:: SOURCE RECORDS

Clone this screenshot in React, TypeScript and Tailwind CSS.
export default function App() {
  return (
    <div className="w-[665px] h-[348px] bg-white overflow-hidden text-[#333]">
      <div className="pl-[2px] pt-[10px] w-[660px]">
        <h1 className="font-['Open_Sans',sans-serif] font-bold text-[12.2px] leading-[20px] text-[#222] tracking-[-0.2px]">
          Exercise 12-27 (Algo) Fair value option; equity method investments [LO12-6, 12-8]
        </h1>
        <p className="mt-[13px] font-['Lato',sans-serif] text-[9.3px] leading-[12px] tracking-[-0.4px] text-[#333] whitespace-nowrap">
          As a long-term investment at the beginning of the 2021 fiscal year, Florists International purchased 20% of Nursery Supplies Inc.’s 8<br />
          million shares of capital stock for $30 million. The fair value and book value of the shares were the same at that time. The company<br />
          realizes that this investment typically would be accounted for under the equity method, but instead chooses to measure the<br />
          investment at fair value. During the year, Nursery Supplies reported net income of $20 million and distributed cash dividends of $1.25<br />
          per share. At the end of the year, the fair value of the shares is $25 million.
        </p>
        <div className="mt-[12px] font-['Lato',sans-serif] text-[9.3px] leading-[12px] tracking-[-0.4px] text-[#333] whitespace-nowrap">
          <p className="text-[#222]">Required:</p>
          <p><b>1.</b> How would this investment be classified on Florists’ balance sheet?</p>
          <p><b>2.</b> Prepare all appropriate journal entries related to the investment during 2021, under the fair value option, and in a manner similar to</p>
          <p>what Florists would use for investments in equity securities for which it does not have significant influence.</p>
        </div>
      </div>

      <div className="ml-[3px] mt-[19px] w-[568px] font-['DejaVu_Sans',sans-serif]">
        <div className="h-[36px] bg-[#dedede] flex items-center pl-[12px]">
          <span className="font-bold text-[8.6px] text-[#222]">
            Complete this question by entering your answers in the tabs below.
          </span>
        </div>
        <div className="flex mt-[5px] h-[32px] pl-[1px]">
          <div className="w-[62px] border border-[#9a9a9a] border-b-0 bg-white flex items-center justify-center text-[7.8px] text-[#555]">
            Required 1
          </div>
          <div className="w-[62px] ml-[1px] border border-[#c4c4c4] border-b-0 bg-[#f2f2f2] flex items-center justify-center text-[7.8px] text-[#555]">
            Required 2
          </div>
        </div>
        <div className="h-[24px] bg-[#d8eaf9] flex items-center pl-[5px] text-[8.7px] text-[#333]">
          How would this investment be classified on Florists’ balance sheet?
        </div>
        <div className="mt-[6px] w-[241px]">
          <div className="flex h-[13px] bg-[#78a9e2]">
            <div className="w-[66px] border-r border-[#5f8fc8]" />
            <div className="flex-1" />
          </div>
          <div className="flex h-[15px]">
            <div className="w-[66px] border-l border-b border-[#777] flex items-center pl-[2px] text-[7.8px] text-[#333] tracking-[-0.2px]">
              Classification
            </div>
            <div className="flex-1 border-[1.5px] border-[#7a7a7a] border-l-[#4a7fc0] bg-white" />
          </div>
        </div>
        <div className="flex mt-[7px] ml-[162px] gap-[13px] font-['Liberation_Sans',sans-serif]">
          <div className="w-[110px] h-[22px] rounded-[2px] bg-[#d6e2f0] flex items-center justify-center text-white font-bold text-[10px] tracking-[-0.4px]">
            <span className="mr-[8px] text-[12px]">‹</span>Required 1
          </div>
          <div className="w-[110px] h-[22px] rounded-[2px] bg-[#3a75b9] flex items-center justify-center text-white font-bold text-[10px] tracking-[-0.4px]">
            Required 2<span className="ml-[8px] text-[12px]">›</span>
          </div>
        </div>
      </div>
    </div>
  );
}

::::
:: SOURCE RECORDS

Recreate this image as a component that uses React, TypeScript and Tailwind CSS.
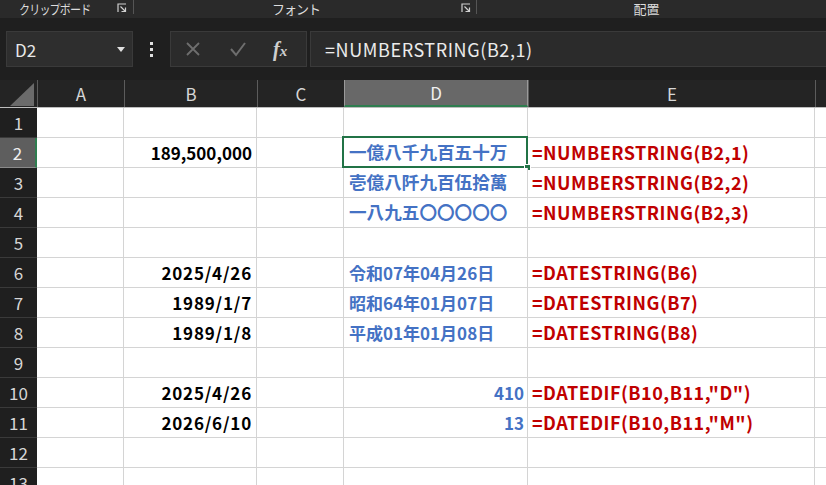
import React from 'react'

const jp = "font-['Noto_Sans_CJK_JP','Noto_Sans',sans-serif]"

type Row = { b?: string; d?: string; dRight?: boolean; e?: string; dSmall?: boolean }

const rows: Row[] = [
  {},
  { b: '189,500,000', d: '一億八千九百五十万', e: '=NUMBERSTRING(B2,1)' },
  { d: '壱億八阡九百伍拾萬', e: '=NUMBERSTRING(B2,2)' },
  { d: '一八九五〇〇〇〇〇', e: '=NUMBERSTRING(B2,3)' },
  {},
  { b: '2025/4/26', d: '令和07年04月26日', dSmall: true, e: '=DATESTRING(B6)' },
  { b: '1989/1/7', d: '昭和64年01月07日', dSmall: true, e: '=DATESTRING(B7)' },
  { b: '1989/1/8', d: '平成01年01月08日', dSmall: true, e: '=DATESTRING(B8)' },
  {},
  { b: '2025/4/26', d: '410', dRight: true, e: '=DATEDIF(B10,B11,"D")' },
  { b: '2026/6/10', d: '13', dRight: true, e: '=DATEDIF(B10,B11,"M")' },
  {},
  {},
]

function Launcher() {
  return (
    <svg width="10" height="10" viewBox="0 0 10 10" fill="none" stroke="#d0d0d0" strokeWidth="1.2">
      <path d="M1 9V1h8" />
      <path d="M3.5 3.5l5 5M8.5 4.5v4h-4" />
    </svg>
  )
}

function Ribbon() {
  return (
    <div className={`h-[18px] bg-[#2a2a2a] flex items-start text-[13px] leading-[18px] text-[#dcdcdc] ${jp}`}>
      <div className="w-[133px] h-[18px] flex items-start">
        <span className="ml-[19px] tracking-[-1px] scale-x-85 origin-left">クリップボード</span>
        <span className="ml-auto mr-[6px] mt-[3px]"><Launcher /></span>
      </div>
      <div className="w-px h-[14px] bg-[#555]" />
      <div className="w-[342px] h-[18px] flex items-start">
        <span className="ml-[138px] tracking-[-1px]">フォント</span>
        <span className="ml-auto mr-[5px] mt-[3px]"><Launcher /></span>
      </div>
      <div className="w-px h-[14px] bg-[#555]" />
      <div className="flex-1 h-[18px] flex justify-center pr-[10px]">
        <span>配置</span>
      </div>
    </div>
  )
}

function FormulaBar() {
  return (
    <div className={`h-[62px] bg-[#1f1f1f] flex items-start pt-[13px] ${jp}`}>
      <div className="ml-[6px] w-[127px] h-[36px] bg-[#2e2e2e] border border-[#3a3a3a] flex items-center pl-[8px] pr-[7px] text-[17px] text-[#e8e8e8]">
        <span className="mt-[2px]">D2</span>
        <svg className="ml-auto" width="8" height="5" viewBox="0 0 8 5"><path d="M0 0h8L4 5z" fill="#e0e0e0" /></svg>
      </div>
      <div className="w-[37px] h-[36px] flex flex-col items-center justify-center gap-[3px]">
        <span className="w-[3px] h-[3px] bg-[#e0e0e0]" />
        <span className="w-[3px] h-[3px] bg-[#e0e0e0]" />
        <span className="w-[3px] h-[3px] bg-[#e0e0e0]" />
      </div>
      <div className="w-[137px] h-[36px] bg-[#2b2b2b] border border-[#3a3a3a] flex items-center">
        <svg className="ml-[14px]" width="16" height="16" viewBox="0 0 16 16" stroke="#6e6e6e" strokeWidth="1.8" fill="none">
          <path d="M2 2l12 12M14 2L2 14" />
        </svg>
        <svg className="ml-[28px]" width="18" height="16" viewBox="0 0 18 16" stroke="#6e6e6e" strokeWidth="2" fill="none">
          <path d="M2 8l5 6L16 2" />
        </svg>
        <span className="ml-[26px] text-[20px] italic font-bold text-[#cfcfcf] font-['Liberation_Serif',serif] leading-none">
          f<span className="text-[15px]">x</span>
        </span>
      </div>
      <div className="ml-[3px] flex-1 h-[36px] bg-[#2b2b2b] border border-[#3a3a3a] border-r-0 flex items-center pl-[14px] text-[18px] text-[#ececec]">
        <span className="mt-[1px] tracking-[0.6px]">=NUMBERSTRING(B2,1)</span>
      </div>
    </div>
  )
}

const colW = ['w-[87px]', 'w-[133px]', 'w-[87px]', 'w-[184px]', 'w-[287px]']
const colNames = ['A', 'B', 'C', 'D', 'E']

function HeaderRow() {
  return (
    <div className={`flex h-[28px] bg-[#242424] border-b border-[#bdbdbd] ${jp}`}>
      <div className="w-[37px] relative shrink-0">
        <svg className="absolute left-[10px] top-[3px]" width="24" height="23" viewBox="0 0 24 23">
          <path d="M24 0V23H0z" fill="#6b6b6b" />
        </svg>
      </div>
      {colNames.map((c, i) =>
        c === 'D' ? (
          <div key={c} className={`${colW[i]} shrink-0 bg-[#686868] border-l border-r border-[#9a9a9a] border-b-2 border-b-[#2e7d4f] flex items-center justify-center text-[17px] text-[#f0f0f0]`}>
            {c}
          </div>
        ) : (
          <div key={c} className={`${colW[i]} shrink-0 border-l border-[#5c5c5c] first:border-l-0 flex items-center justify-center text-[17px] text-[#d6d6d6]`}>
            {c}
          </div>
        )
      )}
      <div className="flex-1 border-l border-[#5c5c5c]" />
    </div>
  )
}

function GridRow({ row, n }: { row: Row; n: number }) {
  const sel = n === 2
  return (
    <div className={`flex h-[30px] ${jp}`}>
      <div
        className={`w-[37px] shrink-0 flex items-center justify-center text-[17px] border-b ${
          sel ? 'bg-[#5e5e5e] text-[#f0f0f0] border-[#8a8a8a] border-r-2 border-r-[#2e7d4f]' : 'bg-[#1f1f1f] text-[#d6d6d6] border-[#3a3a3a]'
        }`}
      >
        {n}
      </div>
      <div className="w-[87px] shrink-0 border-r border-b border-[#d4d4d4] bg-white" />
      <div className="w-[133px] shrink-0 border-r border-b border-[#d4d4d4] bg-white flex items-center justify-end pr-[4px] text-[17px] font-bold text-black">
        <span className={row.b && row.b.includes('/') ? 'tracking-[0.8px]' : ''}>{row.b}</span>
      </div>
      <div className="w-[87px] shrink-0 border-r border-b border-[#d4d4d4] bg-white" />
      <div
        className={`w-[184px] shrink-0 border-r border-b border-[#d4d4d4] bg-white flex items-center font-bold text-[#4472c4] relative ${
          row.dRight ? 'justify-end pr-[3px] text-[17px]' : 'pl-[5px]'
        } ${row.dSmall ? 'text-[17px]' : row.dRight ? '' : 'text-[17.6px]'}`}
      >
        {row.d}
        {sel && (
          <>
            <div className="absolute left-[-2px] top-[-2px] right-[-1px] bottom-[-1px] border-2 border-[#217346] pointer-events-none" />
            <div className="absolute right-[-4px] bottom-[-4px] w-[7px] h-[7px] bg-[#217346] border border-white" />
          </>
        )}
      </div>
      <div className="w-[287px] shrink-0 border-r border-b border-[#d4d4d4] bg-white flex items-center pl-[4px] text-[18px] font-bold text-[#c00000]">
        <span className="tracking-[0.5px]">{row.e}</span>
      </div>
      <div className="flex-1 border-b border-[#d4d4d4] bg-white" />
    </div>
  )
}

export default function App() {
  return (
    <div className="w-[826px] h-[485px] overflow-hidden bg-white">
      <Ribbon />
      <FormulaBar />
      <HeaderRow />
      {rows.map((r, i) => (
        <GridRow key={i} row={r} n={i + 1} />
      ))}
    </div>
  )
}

::::
:: SOURCE RECORDS

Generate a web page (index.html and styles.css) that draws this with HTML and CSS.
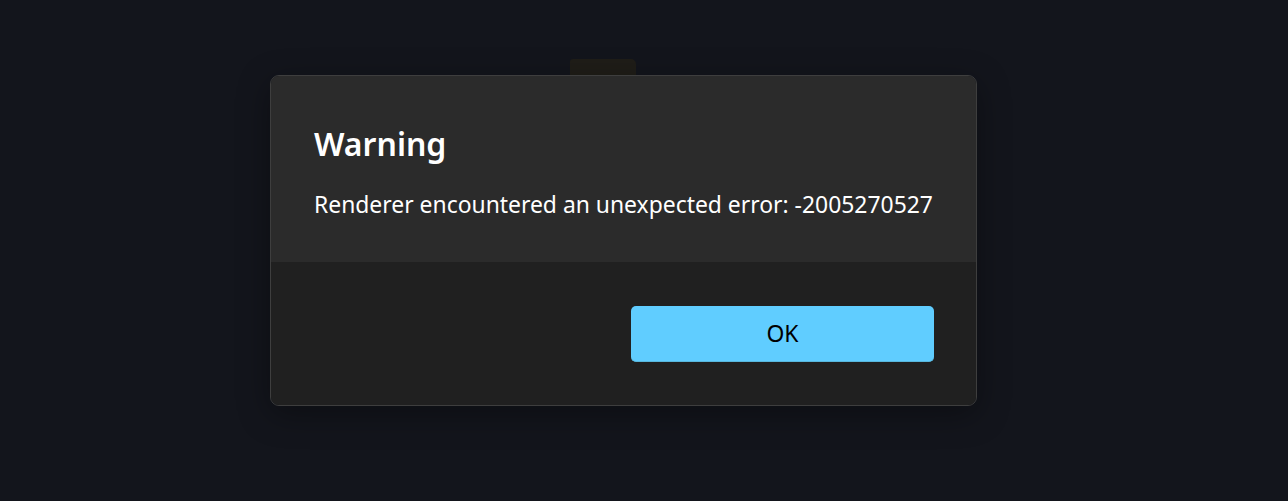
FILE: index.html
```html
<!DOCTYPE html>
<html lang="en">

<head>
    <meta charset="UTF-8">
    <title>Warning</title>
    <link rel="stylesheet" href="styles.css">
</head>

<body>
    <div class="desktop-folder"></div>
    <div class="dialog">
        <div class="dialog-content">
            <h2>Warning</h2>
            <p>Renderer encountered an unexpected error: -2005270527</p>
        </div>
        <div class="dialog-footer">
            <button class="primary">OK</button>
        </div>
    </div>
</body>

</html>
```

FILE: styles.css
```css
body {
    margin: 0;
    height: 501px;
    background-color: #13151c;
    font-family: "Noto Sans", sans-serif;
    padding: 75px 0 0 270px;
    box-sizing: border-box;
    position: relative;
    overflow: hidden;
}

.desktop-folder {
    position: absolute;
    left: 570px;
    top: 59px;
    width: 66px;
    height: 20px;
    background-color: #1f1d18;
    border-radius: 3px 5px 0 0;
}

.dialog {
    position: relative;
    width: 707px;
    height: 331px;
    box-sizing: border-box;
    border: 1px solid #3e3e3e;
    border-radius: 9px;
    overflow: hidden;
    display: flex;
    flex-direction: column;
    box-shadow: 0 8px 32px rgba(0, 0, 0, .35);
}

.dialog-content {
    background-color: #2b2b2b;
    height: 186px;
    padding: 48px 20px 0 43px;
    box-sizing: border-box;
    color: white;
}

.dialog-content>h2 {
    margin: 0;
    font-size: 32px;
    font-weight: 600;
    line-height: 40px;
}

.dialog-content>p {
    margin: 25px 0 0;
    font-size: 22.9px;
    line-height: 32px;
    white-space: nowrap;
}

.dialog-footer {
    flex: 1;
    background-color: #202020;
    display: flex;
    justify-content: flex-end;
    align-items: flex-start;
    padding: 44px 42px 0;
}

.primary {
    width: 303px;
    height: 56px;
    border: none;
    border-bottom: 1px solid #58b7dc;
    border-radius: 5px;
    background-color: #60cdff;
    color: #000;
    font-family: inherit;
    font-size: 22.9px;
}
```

::::

→ REQUEST
Begin with the line where "Recreate this image" appears and end with the line where "string; d?: string;" appears. Copy only that stretch, exactly, with no pictures.

→ COMPLETED TASK
Recreate this image as a component that uses React, TypeScript and Tailwind CSS.
import React from 'react'

const jp = "font-['Noto_Sans_CJK_JP','Noto_Sans',sans-serif]"

type Row = { b?: string; d?: string; dRight?: boolean; e?: string; dSmall?: boolean }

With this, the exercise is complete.